Saint-Martin-de-May is a commune in the Calvados department in the Normandy region in northwestern France. It was formed on 1 January 2025, with the merger of May-sur-Orne and Saint-Martin-de-Fontenay.

==Geography==

The commune is made up of the following collection of villages and hamlets, Verrières, Saint-Martin-de-Fontenay and May-sur-Orne.

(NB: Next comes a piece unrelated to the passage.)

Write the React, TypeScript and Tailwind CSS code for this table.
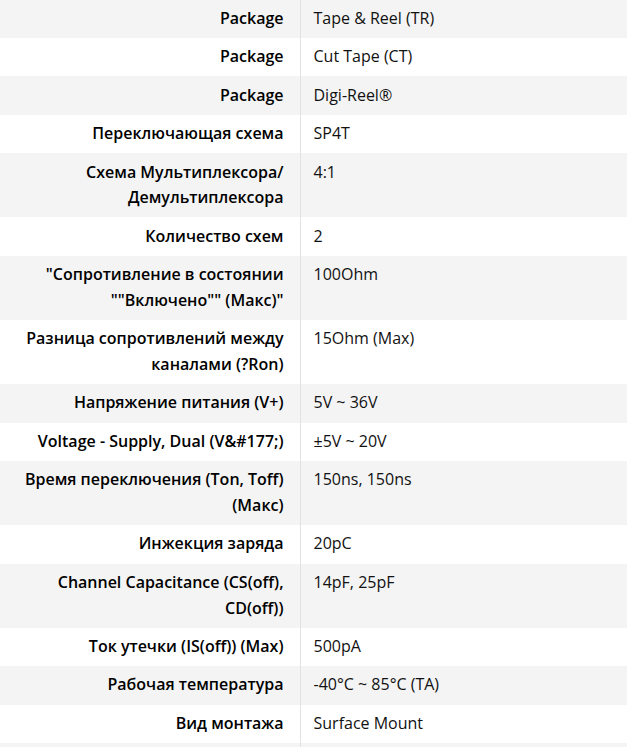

Two rivers, the Orne and the Laize flow through the commune.

==Population==
Population data refer to the commune in its geography as of January 2025.

==Points of Interest==

===National Heritage sites===

- Eglise paroissiale Saint-Firmin the church was built in 1960 and listed as a monument in 2010.

==Notable people==

- Vivien de Saint-Martin - (1802 – 1896) a 19th-century geographer was born here in Saint-Martin-de-Fontenay.
- Arlette Ben Hamo - (born 1930) is a former track and field athlete who competed in the women's pentathlon, was born here in Saint-Martin-de-Fontenay.
- Pascal Mahé - (born 1963) is a former handball player and current coach, who was born in May-sur-Orne.

==Twin towns – sister cities==

Saint-Martin-de-May is twinned with:
- GER Stockstadt am Main, Germany, since 1993.